__EXCERPTED DATA__.
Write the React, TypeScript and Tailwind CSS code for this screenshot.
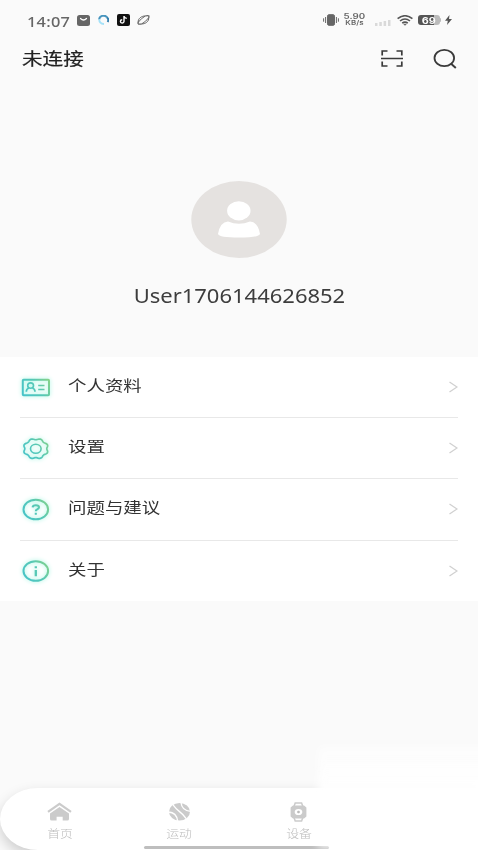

...

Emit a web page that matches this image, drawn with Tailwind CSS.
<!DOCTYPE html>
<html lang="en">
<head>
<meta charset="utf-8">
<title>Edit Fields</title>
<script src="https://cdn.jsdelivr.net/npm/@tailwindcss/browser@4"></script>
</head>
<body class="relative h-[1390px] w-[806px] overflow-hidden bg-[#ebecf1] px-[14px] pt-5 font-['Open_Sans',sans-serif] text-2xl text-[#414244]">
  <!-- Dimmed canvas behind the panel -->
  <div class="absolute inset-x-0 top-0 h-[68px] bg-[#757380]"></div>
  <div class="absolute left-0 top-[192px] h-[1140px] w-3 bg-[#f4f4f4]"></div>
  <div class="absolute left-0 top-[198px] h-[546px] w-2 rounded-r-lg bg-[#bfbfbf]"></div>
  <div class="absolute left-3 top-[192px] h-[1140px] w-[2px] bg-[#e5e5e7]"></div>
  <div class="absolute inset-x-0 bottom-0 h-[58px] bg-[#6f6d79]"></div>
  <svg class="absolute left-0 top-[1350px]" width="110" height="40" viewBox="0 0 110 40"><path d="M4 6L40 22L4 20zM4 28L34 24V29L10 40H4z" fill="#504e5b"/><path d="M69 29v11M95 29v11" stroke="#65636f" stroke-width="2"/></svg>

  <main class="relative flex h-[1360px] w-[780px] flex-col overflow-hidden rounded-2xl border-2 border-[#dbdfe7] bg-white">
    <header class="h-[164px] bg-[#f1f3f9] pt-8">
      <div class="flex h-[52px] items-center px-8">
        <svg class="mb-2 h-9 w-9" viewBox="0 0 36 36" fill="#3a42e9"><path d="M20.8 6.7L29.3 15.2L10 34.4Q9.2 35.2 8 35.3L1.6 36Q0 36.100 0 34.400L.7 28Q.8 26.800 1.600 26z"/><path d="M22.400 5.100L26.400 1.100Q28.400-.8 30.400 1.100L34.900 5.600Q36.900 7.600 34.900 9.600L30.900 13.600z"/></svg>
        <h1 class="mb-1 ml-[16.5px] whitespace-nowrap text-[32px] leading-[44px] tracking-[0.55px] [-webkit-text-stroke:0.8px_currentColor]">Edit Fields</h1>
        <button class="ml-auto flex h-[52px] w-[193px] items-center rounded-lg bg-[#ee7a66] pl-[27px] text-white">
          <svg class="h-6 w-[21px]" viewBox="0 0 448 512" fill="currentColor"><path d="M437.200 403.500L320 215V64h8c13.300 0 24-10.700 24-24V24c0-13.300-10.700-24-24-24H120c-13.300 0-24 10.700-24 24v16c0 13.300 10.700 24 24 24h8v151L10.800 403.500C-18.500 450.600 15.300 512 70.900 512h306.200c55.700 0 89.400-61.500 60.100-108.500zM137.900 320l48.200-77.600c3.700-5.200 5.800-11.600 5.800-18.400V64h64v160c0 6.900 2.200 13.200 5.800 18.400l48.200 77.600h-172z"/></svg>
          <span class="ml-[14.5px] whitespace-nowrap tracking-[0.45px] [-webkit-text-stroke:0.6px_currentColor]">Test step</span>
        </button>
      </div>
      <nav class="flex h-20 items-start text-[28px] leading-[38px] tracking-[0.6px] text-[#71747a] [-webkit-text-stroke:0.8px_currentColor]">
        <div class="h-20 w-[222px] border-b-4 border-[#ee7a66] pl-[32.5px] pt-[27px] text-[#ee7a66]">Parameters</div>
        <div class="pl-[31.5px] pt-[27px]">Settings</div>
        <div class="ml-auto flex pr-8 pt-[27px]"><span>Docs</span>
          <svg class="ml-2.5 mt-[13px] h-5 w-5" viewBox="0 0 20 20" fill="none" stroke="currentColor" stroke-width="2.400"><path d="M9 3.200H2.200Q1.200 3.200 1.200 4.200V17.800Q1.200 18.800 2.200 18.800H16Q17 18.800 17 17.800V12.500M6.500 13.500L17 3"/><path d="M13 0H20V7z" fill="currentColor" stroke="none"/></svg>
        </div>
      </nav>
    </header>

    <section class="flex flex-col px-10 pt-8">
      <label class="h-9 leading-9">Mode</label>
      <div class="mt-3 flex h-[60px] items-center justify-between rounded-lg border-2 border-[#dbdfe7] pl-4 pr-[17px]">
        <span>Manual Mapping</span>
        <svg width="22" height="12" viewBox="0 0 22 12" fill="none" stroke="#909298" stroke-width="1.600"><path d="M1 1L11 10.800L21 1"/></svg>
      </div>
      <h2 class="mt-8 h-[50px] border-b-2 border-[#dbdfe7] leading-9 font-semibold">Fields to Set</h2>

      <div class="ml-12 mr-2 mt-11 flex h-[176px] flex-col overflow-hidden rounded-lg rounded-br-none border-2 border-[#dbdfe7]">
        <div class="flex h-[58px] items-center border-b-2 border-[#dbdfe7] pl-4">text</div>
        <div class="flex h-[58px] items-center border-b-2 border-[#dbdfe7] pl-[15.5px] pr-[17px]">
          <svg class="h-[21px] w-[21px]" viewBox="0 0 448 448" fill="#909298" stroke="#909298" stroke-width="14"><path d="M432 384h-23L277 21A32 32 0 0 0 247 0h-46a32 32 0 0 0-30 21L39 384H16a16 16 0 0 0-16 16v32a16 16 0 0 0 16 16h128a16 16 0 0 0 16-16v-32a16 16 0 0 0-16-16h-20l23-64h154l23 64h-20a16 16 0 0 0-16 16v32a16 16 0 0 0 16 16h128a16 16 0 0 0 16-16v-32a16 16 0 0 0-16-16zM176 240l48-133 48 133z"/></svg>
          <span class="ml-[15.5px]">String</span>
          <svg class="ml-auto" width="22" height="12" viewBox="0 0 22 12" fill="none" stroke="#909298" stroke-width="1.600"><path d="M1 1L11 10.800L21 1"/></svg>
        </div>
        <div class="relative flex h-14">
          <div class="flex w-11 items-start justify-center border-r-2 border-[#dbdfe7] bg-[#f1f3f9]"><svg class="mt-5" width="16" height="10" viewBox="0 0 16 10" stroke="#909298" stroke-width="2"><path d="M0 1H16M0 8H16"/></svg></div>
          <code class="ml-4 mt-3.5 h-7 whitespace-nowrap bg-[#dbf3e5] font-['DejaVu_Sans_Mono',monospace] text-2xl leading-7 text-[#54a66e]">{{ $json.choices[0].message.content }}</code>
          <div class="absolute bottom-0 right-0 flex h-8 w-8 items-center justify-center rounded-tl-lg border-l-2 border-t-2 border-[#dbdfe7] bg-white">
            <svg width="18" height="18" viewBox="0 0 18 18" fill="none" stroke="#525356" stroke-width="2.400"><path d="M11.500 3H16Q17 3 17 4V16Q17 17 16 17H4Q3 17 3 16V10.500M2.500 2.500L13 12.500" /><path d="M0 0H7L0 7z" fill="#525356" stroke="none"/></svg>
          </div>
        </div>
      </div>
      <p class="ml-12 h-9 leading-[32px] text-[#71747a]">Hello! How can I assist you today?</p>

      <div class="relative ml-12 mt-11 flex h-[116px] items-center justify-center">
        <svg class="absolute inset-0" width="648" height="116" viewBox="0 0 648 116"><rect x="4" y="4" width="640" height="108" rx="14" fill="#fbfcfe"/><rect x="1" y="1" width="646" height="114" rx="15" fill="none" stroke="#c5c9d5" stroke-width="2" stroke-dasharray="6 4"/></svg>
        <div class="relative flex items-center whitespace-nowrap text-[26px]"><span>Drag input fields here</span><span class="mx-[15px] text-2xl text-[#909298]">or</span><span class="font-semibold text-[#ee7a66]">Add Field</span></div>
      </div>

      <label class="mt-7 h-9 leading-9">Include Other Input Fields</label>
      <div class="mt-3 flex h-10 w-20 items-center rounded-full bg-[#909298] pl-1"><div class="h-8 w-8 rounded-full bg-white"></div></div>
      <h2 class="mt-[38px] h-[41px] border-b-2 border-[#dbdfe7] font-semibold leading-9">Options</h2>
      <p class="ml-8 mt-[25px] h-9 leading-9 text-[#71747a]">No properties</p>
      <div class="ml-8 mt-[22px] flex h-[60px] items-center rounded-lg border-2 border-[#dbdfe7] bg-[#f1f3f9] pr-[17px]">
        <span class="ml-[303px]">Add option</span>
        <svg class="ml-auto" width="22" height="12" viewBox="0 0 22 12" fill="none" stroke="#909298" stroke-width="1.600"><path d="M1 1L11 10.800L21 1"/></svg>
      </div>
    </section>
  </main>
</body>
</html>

__PROBLEM__.
Above are the records. Copy every line in them holding "code".

__COMPLETE OUTPUT__.
Write the React, TypeScript and Tailwind CSS code for this screenshot.
          <code class="ml-4 mt-3.5 h-7 whitespace-nowrap bg-[#dbf3e5] font-['DejaVu_Sans_Mono',monospace] text-2xl leading-7 text-[#54a66e]">{{ $json.choices[0].message.content }}</code>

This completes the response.